Upon match an "action" is performed. By default the lexer can store the result, switch mode, raise an error, "include" a filename, and discard the match. The built-in action constants are all negative, so use positives for any extra ones you care to define; add any extra action implementations to LEX_HandleAction in Lexer-Interface (that's what it's there for). The Include functionality is fairly simple and will require some use of modes to be useful; it does however try to detect recursive includes, and optionally guards against repeated includes (like Blitz Basic does, no error).

The file Lexer-Interface.bb is intended to be supplied by the user: in it, define LEX_HandleAction(l.LEX_Lexer, r.LEX_LexRule, tok$) as explained above, to handle any extra "actions" you want to add; and LEX_Error(l.LEX_Lexer, msg$), because you'll want error handling to suit the logging and handling mechanism of your host program. These two functions are all that are required, and the library does not depend upon either of them doing any more than receiving their arguments (so if you don't care about errors you can even leave them empty!).

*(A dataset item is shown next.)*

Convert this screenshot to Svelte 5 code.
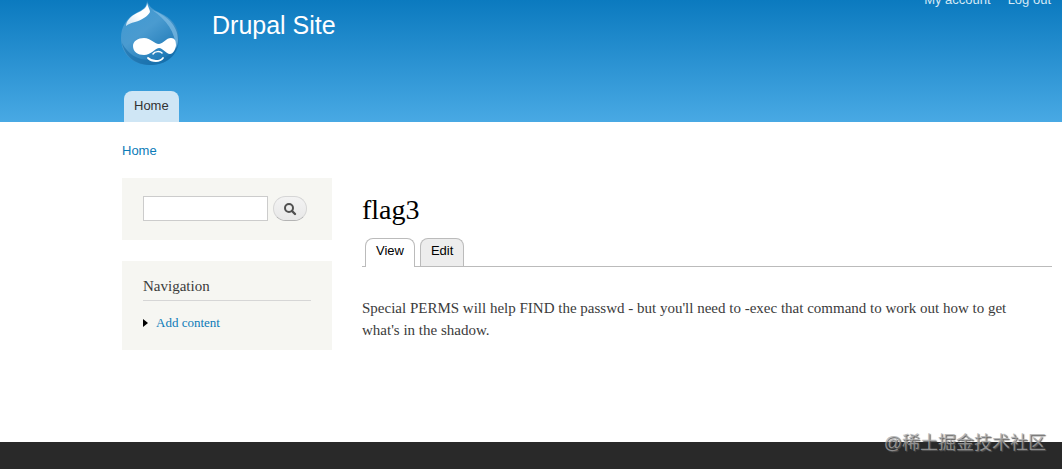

Input is read in the form of a LEX_File object, representing a custom pseudo-filestream (basically a bank, but we're calling it a file), which is passed to LEX_ScanFile for scanning; remember to close LEX_File objects with LEX_CloseFile when done (any files opened by Include actions will be closed automatically). LEX_File objects can either be opened from real files (using LEX_ReadFile), or from strings (using LEX_FileFromString); the latter is handy for scanning input from a command prompt or REPL or something, when you don't necessarily actually have a file providing input. You still need to close LEX_Files created from strings, though.

Here's a small example that uses the library to create a lexer for a minimal calculator language with operators, numbers, functions and comments:

; Generic Lexer: demonstration
;==============================

Include "Lexer.bb"
Include "LList.bb"


Local l.LEX_Lexer = LEX_CreateLexer()	;Lexer object

Local tokenList.LList = CreateList()	;Output token list (this isn't "owned" by the lexer so we create it externally)
LEX_SetOutput l, tokenList		;Do this before each scanning job, or they'll get appended!


; For the example, we'll scan a simple mathematical expression language with numbers,
; arithmetic operators, function calls, parentheses and also (for some reason) comments.
; We won't bother with variables or includes.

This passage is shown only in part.